Today at naptime, Chandler (age 5) was praying as normal, and suddenly realized he'd forgotten to pray for the homeless people. We try to start praying for people without homes more regularly when the cold weather hits, and this year he's very serious about it. Well, today he put a new twist on it:

Chandler: "...and Lord, I pray for the homeless people. I pray for them because they might only have one pair of underwear..."

(my ears prick up)

"...and if they only have one pair, then they'd have to wear the same ones all the time and they'd get really dirty..."

(I feel like I should say something...but what? "we don't pray about underwear"?)

"...and Lord, it's just not fun to wear dirty underwear. So I also pray that they would find a home. Thank you for all the blessings You give us, Amen."

I pause mentally, trying to process a prayer about homeless people underwear, and while I'm working through this, I smile encouragingly at Chandler and tell him that was a nice prayer.
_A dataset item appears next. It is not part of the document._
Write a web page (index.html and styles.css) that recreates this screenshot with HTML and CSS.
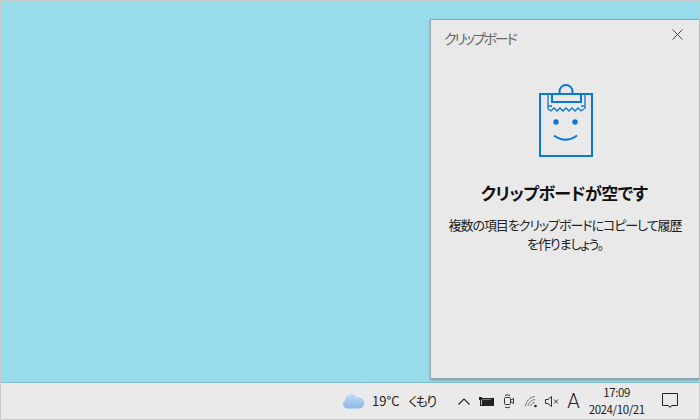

As he drifts off towards sleep, I continue to think.

There was nothing really wrong with Chandler's innocent (if unorthodox) little prayer. I've been trying to explain to the kids how God cares even about the details of our lives. I want them to know that God is caring and intimate, that He is interested in the practical, immediate, and sometimes odd little things that are important to us. And He wants us to feel we can approach Him with these things. He wants to be a real part of our lives.

Does God care that I have enough diapers to make it until Friday when we get another paycheck? I believe He does--and even though it may not feel as spiritual as praying for the starving children in Africa, it builds my faith when the diapers really do last or when my mom unexpectedly stops by with a new pack without knowing I might need some.

Does God care about people who don't always have a fresh change of clothes or a place of their own to shower? I believe He does-- and I decided that it was sweet of Chandler to pray for their "underwear needs". What a very real problem that could be, and who else is gonna pray for it? Maybe no one other than a practical 5 year old boy who believes that God cares enough to listen.